Dr Stephen Burge, who specialises in the religious works of al-Suyuti in the Institute’s Qur’anic Studies Unit, attended the School of Mamluk Studies Conference which was held in Venice on 22-25 June 2014.

Each year the conference devotes one day to focus on a particular figure or theme within Mamluk Studies.
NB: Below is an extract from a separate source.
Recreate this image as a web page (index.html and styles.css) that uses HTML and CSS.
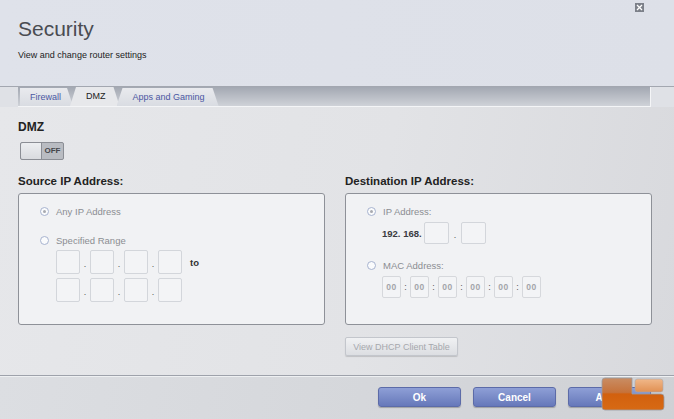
FILE: index.html
```html
<!DOCTYPE html>
<html lang="en">
<head>
  <meta charset="UTF-8">
  <title>Security</title>
  <link rel="stylesheet" href="styles.css">
</head>
<body>
  <div class="window">
    <!-- Header -->
    <header class="top">
      <svg class="close" width="9" height="9" viewBox="0 0 9 9">
        <rect width="9" height="9" fill="#7c8089"/>
        <path d="M2 2 L7 7 M7 2 L2 7" stroke="#fff" stroke-width="1.3"/>
      </svg>
      <h1>Security</h1>
      <p>View and change router settings</p>
    </header>

    <!-- Tabs -->
    <nav class="tabbar">
      <a class="tab first">Firewall</a>
      <a class="tab active">DMZ</a>
      <a class="tab">Apps and Gaming</a>
    </nav>

    <!-- Content -->
    <main class="content">
      <h2>DMZ</h2>
      <div class="toggle"><span class="knob"></span><span class="state">OFF</span></div>

      <div class="columns">
        <section>
          <h3>Source IP Address:</h3>
          <div class="box">
            <label class="option"><span class="radio checked"></span>Any IP Address</label>
            <label class="option second"><span class="radio"></span>Specified Range</label>
            <div class="range">
              <div class="ip-row">
                <span class="field"></span><i>.</i><span class="field"></span><i>.</i><span class="field"></span><i>.</i><span class="field"></span>
                <b class="to">to</b>
              </div>
              <div class="ip-row">
                <span class="field"></span><i>.</i><span class="field"></span><i>.</i><span class="field"></span><i>.</i><span class="field"></span>
              </div>
            </div>
          </div>
        </section>

        <section>
          <h3>Destination IP Address:</h3>
          <div class="box">
            <label class="option"><span class="radio checked"></span>IP Address:</label>
            <div class="dest-ip">
              <b>192. 168.</b><span class="field wide"></span><i>.</i><span class="field wide"></span>
            </div>
            <label class="option mac-label"><span class="radio"></span>MAC Address:</label>
            <div class="mac">
              <span class="mac-field">00</span><i>:</i><span class="mac-field">00</span><i>:</i><span class="mac-field">00</span><i>:</i><span class="mac-field">00</span><i>:</i><span class="mac-field">00</span><i>:</i><span class="mac-field">00</span>
            </div>
          </div>
          <button class="dhcp">View DHCP Client Table</button>
        </section>
      </div>
    </main>

    <!-- Footer -->
    <footer class="actions">
      <button class="btn">Ok</button>
      <button class="btn">Cancel</button>
      <button class="btn">Apply</button>
    </footer>

    <svg class="watermark" width="64" height="34" viewBox="0 0 64 34">
      <defs>
        <linearGradient id="lr-dark" x1="0" y1="0" x2="0" y2="1">
          <stop offset="0" stop-color="#c98d64"/>
          <stop offset="0.45" stop-color="#c6723a"/>
          <stop offset="0.5" stop-color="#d2600e"/>
          <stop offset="1" stop-color="#d76a14"/>
        </linearGradient>
        <linearGradient id="lr-light" x1="0" y1="0" x2="0" y2="1">
          <stop offset="0" stop-color="#f0b88a"/>
          <stop offset="1" stop-color="#e19052"/>
        </linearGradient>
      </defs>
      <path d="M1 4 Q1 1 4 1 H31 V17 H60 Q63 17 63 20 V30 Q63 33 60 33 H4 Q1 33 1 30 Z" fill="url(#lr-dark)" stroke="#9a9ca2" stroke-width="0.8"/>
      <rect x="34" y="2" width="28" height="13" rx="2.5" fill="url(#lr-light)" stroke="#a8aab0" stroke-width="0.6"/>
    </svg>
  </div>
</body>
</html>
```

FILE: styles.css
```css
/* General Styles */
* {
  margin: 0;
  padding: 0;
  box-sizing: border-box;
}

body {
  font-family: "Liberation Sans", Arial, sans-serif;
  background-color: #dfe1e6;
  color: #333;
}

.window {
  position: relative;
  width: 674px;
  height: 419px;
  overflow: hidden;
}

/* Header */
.top {
  position: relative;
  height: 87px;
  padding: 17px 18px 0;
  background: linear-gradient(90deg, #dfe2ea, #dde0e8);
  border-bottom: 1px solid #a3a7b0;
}

.top h1 {
  font-size: 21px;
  font-weight: normal;
  line-height: 24px;
  color: #4a4c52;
}

.top p {
  margin-top: 8px;
  font-size: 9px;
  line-height: 12px;
  color: #222;
}

.close {
  position: absolute;
  top: 3px;
  right: 30px;
}

/* Tabs */
.tabbar {
  display: flex;
  align-items: flex-end;
  height: 20px;
  margin: 0 23px 0 18px;
  padding-left: 2px;
  background: linear-gradient(#a3a8b2, #cfd2d8);
  border-right: 1px solid #f4f5f7;
  border-bottom: 1px solid #f4f5f7;
}

.tab {
  display: block;
  height: 18px;
  padding: 0 14px 0 16px;
  margin-right: -3px;
  font-size: 9px;
  line-height: 19px;
  color: #4b57a3;
  background: linear-gradient(#e9eaee, #d9dce2);
  clip-path: polygon(0 100%, 6px 0, calc(100% - 6px) 0, 100% 100%);
}

.tab.first {
  padding: 0 12px 0 10px;
  clip-path: polygon(0 100%, 0 0, calc(100% - 6px) 0, 100% 100%);
}

.tab.active {
  color: #222;
  background: #e7e8eb;
  padding: 0 14px 0 16px;
  height: 19px;
}

/* Content */
.content {
  height: 268px;
  padding: 13px 22px 0 18px;
  background: linear-gradient(100deg, #e6e7ea 0%, #e2e3e6 55%, #d8d9dd 100%);
}

.content h2 {
  font-size: 12px;
  line-height: 14px;
  color: #222;
}

.toggle {
  display: flex;
  width: 44px;
  height: 18px;
  margin: 8px 0 0 2px;
  border: 1px solid #8b8e95;
  border-radius: 2px;
  background: #b9bcc2;
}

.toggle .knob {
  width: 21px;
  background: linear-gradient(#eceef1, #d9dbdf);
  border-right: 1px solid #8b8e95;
  border-radius: 2px 0 0 2px;
}

.toggle .state {
  flex: 1;
  font-size: 8px;
  font-weight: bold;
  line-height: 16px;
  text-align: center;
  color: #45474c;
}

.columns {
  display: grid;
  grid-template-columns: 307px 307px;
  gap: 20px;
  margin-top: 14px;
}

.columns h3 {
  font-size: 11.5px;
  line-height: 14px;
  color: #222;
}

.box {
  height: 132px;
  margin-top: 5px;
  padding: 12px 0 0 21px;
  background: #f1f2f4;
  border: 1px solid #8e9198;
  border-radius: 3px;
}

.option {
  display: flex;
  align-items: center;
  gap: 7px;
  height: 10px;
  font-size: 9.5px;
  color: #8b8d92;
}

.option.second {
  margin-top: 19px;
}

.radio {
  position: relative;
  width: 9px;
  height: 9px;
  border: 1px solid #a7b3cf;
  border-radius: 50%;
  background: #fafbfc;
}

.radio.checked::after {
  content: "";
  position: absolute;
  top: 2px;
  left: 2px;
  width: 3px;
  height: 3px;
  border-radius: 50%;
  background: #a8aab0;
}

.range {
  margin: 5px 0 0 16px;
}

.ip-row {
  display: flex;
  align-items: center;
  height: 24px;
  margin-bottom: 4px;
}

.field {
  width: 24px;
  height: 24px;
  background: #f3f4f6;
  border: 1px solid #d3d6db;
  border-radius: 2px;
}

.ip-row i,
.dest-ip i,
.mac i {
  width: 10px;
  font-style: normal;
  font-size: 9px;
  text-align: center;
  color: #555;
  padding-top: 4px;
}

.to {
  margin-left: 8px;
  font-size: 9.5px;
  color: #333;
}

.dest-ip {
  display: flex;
  align-items: center;
  margin: 6px 0 0 15px;
  height: 22px;
}

.dest-ip b {
  width: 42px;
  font-size: 9.5px;
  color: #3a3b3f;
}

.field.wide {
  width: 25px;
  height: 22px;
}

.dest-ip i {
  width: 12px;
}

.option.mac-label {
  margin-top: 16px;
}

.mac {
  display: flex;
  align-items: center;
  margin: 6px 0 0 15px;
  height: 22px;
}

.mac-field {
  width: 19px;
  height: 22px;
  font-size: 8.5px;
  font-weight: bold;
  line-height: 21px;
  text-align: center;
  letter-spacing: 0.5px;
  color: #a3a5aa;
  background: #f3f4f6;
  border: 1px solid #d6d8dc;
  border-radius: 2px;
}

.mac i {
  width: 9px;
  padding-top: 0;
}

.dhcp {
  display: block;
  width: 113px;
  height: 19px;
  margin-top: 12px;
  font-family: inherit;
  font-size: 9px;
  color: #a6a8ad;
  background: linear-gradient(#f0f1f3, #dcdee2);
  border: 1px solid #c3c6cc;
  border-radius: 2px;
  box-shadow: 0 1px 1px rgba(0, 0, 0, 0.15);
}

/* Footer */
.actions {
  display: flex;
  justify-content: flex-end;
  gap: 12px;
  height: 44px;
  padding: 11px 23px 0 0;
  background: linear-gradient(100deg, #dcdee2, #cfd1d5);
  border-top: 1px solid #9ea2ab;
  box-shadow: inset 0 1px 0 #eef0f2;
}

.btn {
  width: 83px;
  height: 20px;
  font-family: inherit;
  font-size: 10px;
  font-weight: bold;
  color: #fff;
  background: linear-gradient(#8e9fd6, #6678ba);
  border: 1px solid #5c6ba8;
  border-radius: 3px;
  box-shadow: 0 1px 1px rgba(0, 0, 0, 0.25);
}

.watermark {
  position: absolute;
  right: 9px;
  bottom: 8px;
}
```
This year’s focus was on the life and work of the late-Mamluk polymath Jalal al-Din al-Suyuti (d. 911 AH/1505 CE).

Dr Burge presented a conference paper entitled Al-Suyuti’s Qur’anic Hermeneutics Revised: A Comparison of his Tahbir and Itqan; illustrating the way al-Suyuti worked as a scholar, specifically how he used and revised his older writings when producing new works.

While exploring al-Suyuti’s seminal work on the Qur’anic sciences, Kitab al-Itqan fi ‘ulum al-Qur’an (The Book of Perfection in the Sciences of the Qur’an), and its relationship to his earlier contribution to the field, Kitab al-Tahbir fi ‘ilm al-Tafsir (The Refined Book on the Knowledge of Exegesis), Dr Burge argued that, contrary to established opinion, the Itqan shows significant reliance on the Tahbir.

He suggested further that the Tahbir appears to have acted as a model or starting point for the much more complex Itqan. However, Dr Burge clarified that a comparative study of the two works also suggests that in some areas, al-Suyuti felt the need to completely re-work his ideas. It is for this reason that a few equivalent chapters in the Itqan and the Tahbir have little in common.

Jalal al-Din al-Suyuti was famed for his extraordinarily large output, with estimates ranging from 500 to 900 works in total. He is one of the most famous scholars of the late Mamluk period. He worked in the dying days of the Circassian Mamluk Sultanate, with the Ottomans taking control of Cairo within a decade of al-Suyuti’s death. Although a Sunni, working at the end of the Mamluk period, al-Suyuti’s work on the Qur’anic Sciences (‘ulum al-Qur’an) provides the most in depth medieval study of ways of interpreting the Qur’an, benefitting both Sunni and Shi‘i scholarship.

The School of Mamluk Studies is an organisation that seeks to promote the study of the Mamluk world in all its aspects: history, culture and its scholarship.